Il disastro ambientale in Sri Lanka
La nave cargo che pochi fino a pochi giorni fa bruciava nell’Oceano Indiano rappresenta oggi uno dei disastri ambientali peggiori della storia dello Sri Lanka.
Cosa è successo?
Il 20 maggio la nave cargo MV X-Press Pearl si trovava a largo delle coste singalesi, a poche miglia dalla capitale del Paese (Colombo), in attesa di entrare in porto, quando un incendio scoppiato a bordo ha dato inizio al disastro che ha portato all’affondamento dell’imbarcazione.
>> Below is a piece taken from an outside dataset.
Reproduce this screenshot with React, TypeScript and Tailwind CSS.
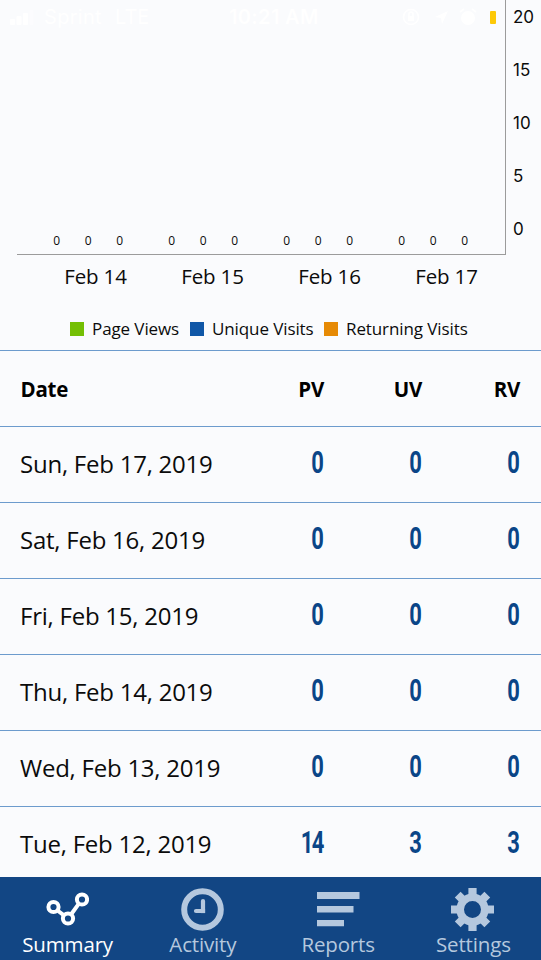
import { clsx } from 'clsx';

const TICKS = [20, 15, 10, 5, 0];

const DAYS = ['Feb 14', 'Feb 15', 'Feb 16', 'Feb 17'];

const LEGEND = [
  { label: 'Page Views', color: 'bg-[#74bf04]', width: 'w-[120px]' },
  { label: 'Unique Visits', color: 'bg-[#1057a7]', width: 'w-[134px]' },
  { label: 'Returning Visits', color: 'bg-[#e68a05]', width: 'w-[150px]' },
];

const ROWS = [
  { date: 'Sun, Feb 17, 2019', pv: 0, uv: 0, rv: 0 },
  { date: 'Sat, Feb 16, 2019', pv: 0, uv: 0, rv: 0 },
  { date: 'Fri, Feb 15, 2019', pv: 0, uv: 0, rv: 0 },
  { date: 'Thu, Feb 14, 2019', pv: 0, uv: 0, rv: 0 },
  { date: 'Wed, Feb 13, 2019', pv: 0, uv: 0, rv: 0 },
  { date: 'Tue, Feb 12, 2019', pv: 14, uv: 3, rv: 3 },
];

export default function App() {
  return (
    <div className="relative flex h-[960px] w-[541px] flex-col overflow-hidden bg-[#fafbfd] font-['Open_Sans',sans-serif] text-[#0b0b0b]">
      <StatusBar />
      <Chart />
      <div className="min-h-0 flex-1 overflow-hidden">
        <div className="grid h-[76px] grid-cols-[1fr_80px_98px_98px] items-center border-t border-[#6c9bcd] pt-px pr-[21px] pl-[20.500px] text-[20.500px] font-bold tracking-[-.25px] text-black">
          <div>Date</div>
          <div className="text-right">PV</div>
          <div className="text-right">UV</div>
          <div className="text-right">RV</div>
        </div>
        {ROWS.map((r) => (
          <div key={r.date} className="grid h-[76px] grid-cols-[1fr_80px_98px_98px] items-center border-t border-[#6c9bcd] pr-[21px] pl-[20px]">
            <div className="pb-px text-[24px] tracking-[-.24px] whitespace-nowrap">{r.date}</div>
            <Count value={r.pv} />
            <Count value={r.uv} />
            <Count value={r.rv} />
          </div>
        ))}
      </div>
      <nav className="grid h-[83px] shrink-0 grid-cols-4 bg-[#124684]">
        <Tab label="Summary" active><SummaryIcon /></Tab>
        <Tab label="Activity"><ClockIcon /></Tab>
        <Tab label="Reports"><ReportsIcon /></Tab>
        <Tab label="Settings"><GearIcon /></Tab>
      </nav>
    </div>
  );
}

// White system bar floating over the scrolled chart
function StatusBar() {
  return (
    <div className="absolute inset-x-0 top-0 z-10 h-[35px] font-['Inter',sans-serif] text-[20px] leading-[35px] text-white">
      <svg className="absolute top-[10px] left-[10px]" width="24" height="15" viewBox="0 0 24 15" fill="currentColor">
        <rect x="0" y="9" width="5" height="6" rx="1" />
        <rect x="6.5" y="6" width="5" height="9" rx="1" />
        <rect x="13" y="3" width="5" height="12" rx="1" />
        <rect x="19.500" y="0" width="4" height="15" rx="1" opacity=".4" />
      </svg>
      <span className="absolute left-[44px] tracking-[.3px]">Sprint</span>
      <span className="absolute left-[115px]">LTE</span>
      <span className="absolute left-[229px] font-semibold tracking-[.35px] whitespace-nowrap">10:21 AM</span>
      <svg className="absolute top-[8px] left-[402px]" width="78" height="18" viewBox="0 0 78 18" fill="none" stroke="currentColor" strokeWidth="1.6">
        <circle cx="9" cy="9" r="7.500" />
        <rect x="6" y="8" width="6" height="5" fill="currentColor" stroke="none" />
        <path d="M7 8V6a2 2 0 0 1 4 0v2" />
        <path d="M46 3 33 9l6 1 1 6z" fill="currentColor" stroke="none" />
        <circle cx="66" cy="10" r="7" fill="currentColor" stroke="none" />
        <path d="m58 4 4-3M74 4l-4-3" />
      </svg>
      <div className="absolute top-[11px] left-[490px] h-[13px] w-[6px] rounded-[1px] bg-[#fdc908]" />
    </div>
  );
}

function Chart() {
  return (
    <div className="flex h-[350px] shrink-0 flex-col">
      <div className="flex h-[255px] pl-[17px]">
        <div className="flex w-[489px] items-end border-r border-b border-[#9b9b9b] pl-[24px]">
          {DAYS.map((d) => (
            <div key={d} className="flex w-[115px] pb-[5px] text-center text-[12px] leading-[16px]">
              <span className="w-[31.500px]">0</span>
              <span className="w-[31.500px]">0</span>
              <span className="w-[31.500px]">0</span>
            </div>
          ))}
        </div>
        <div className="-mt-[9px] flex flex-col pl-[7px] font-['Inter',sans-serif] text-[17px] leading-[53px]">
          {TICKS.map((t) => <div key={t} className="h-[53px]">{t}</div>)}
        </div>
      </div>
      <div className="flex pl-[37px] text-center text-[20.500px] leading-[43px] tracking-[-.15px]">
        {DAYS.map((d) => <div key={d} className="w-[117px]">{d}</div>)}
      </div>
      <div className="flex items-center pt-[19px] pl-[70px] text-[17px] leading-[24px] tracking-[-.1px] whitespace-nowrap">
        {LEGEND.map((l) => (
          <div key={l.label} className={clsx('flex items-center gap-[8px]', l.width)}>
            <span className={clsx('mb-px size-[14px] shrink-0', l.color)} />
            {l.label}
          </div>
        ))}
      </div>
    </div>
  );
}

function Count({ value }: { value: number }) {
  return (
    <div className="flex justify-end pb-[3px] font-['Roboto',sans-serif] text-[30.500px] leading-none font-bold text-[#0a4587]">
      <span className="mr-[1.500px] origin-right scale-x-[.72] tracking-[-2px]">{value}</span>
    </div>
  );
}

function Tab({ label, active, children }: { label: string; active?: boolean; children: React.ReactNode }) {
  return (
    <div className={clsx('flex flex-col items-center pt-[11px] text-[20.500px] leading-[26px] tracking-[-.15px]', active ? 'text-white' : 'text-[#b5c8de]')}>
      {children}
      <span>{label}</span>
    </div>
  );
}

function SummaryIcon() {
  return (
    <svg width="43" height="43" viewBox="0 0 43 43" fill="none" stroke="currentColor" strokeWidth="4">
      <circle cx="7.500" cy="19" r="5.100" />
      <circle cx="22" cy="30.500" r="5.100" />
      <circle cx="36" cy="11.500" r="5.100" />
      <path d="m11.500 22.500 6.500 4.800M25.200 26.200l7.500-10.300" />
    </svg>
  );
}
function ClockIcon() {
  return (
    <svg width="43" height="43" viewBox="0 0 43 43" fill="none" stroke="currentColor">
      <circle cx="21.500" cy="21.500" r="18.300" strokeWidth="6" />
      <path d="M22 13v10h-7" strokeWidth="4.200" strokeLinecap="round" />
      <path d="M20 21h4.100v4.100H20z" fill="currentColor" stroke="none" />
    </svg>
  );
}
function ReportsIcon() {
  return (
    <svg width="43" height="43" viewBox="0 0 43 43" fill="currentColor">
      <path d="M0 4h42.500v7H0zM0 18h36.500v6.500H0zM0 32h27v6.200H0z" />
    </svg>
  );
}
// Eight teeth around a ring
function GearIcon() {
  return (
    <svg className="-ml-px" width="43" height="43" viewBox="0 0 43 43" fill="none" stroke="currentColor">
      <circle cx="21.500" cy="21.500" r="12.300" strokeWidth="7.600" />
      <path d="M21.500 0v8M21.500 35v8M0 21.500h8M35 21.500h8M6.700 6.700l6 6M30.300 30.300l6 6M36.300 6.700l-6 6M12.700 30.300l-6 6" strokeWidth="8.200" />
    </svg>
  );
}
L’equipaggio, prima di arrivare nei pressi dello Sri Lanka, aveva già richiesto un attracco di emergenza in Qatar e in India, ma gli era stata negata assistenza per impossibilità di agire. Probabilmente, l’incendio andava avanti già da 9 giorni.
L’imbarcazione portava con sé diverse sostanze pericolose, in particolare: 25 tonnellate di acido nitrico, idrossido di sodio e altri componenti chimici pericolosi; 28 container di materiali grezzi utilizzati per la produzione di buste di plastica; più di 300 tonnellate di carburante contenute nei serbatoi. Secondo la Marina singalese l’incidente sarebbe stato causato proprio da queste sostanze chimiche presenti a bordo, nello specifico per una perdita di acido nitrico.
Nonostante il pronto intervento, è stato impossibile evitare che si riversassero in acqua tonnellate di carburante e microplastiche. L’equipaggio, composto da 25 persone, è stato immediatamente evacuato, ma ciò che ha reso tanto complicata l’operazione di spegnimento dell’incendio è stata la presenza di forti venti monsonici che, data l’elevata infiammabilità del carico a bordo, ha causato ulteriori piccole esplosioni.
Una situazione critica
Dal giorno dell’incidente la nave è stata ancorata a 17 chilometri (9 miglia nautiche) dal porto di Kepungoda, una cittadina distante 21 chilometri da Colombo molto rinomata nel settore turistico che vanta, infatti, una delle spiagge più belle del Paese, o almeno così era prima di questa tragedia ambientale.
Dopo 12 giorni di incendio, il 3 giugno, la poppa della nave è affondata e si è poggiata sul fondale marino, rendendo vani anche i vari tentativi effettuati dalle squadre di soccorso di rimorchiare l’imbarcazione per evitare danni peggiori e di mettere in atto le operazioni di drenaggio del combustile.
Le conseguenze ambientali
Parlare di timore di un possibile disastro ambientale sarebbe un eufemismo, perché il disastro è già in corso.
Già dal 2 giugno il governo di Colombo ha mobilitato l’esercito per le prime operazione di pulizia e tutela delle spiagge, su cui iniziano a riversarsi microplastiche, detriti bruciati e rifiuti pericolosi. L’incidente ha causato, inoltre, lo sversamento in mare di molte tonnellate di pellet di polietilene, microparticelle plastiche ingeribili dai pesci. La pericolosità della faccenda ha già portato al divieto di pesca lungo gli 80 chilometri di costa compromessi. Queste particelle, infatti, vengono utilizzate per la produzione di sacchetti di plastica e non sono, ovviamente, biodegradabili, ciò significa che resteranno per sempre nell’ambiente marino, danneggiandolo irreparabilmente.
Secondo gli studi del Centro Euro-Mediterraneo sui Cambiamenti Climatici (CMCC), l’acido nitrico fuoriuscito dalla nave dovrebbe essersi già dissolto in acqua. La paura più grande risiede nella possibile fuoriuscita di grandi quantità di carburante dal serbatoio, uno dei più economici e inquinanti esistenti.
In generale, i prodotti dispersi in mare hanno già causato ingenti danni alla qualità dell’acqua, ormai contaminata, e ad animali e piante, tra cui soprattutto pesci, coralli e mangrovie. Secondo gli esperti, le spiagge potranno essere effettivamente ripulite tra diverse settimane o addirittura mesi.
Nel frattempo, il capitano della nave è stato fermato e bloccato all’interno del Paese; si valuta un’azione legale nei confronti dei proprietari dell’imbarcazione e dello stesso capitano per richiedere un risarcimento dei danni subiti.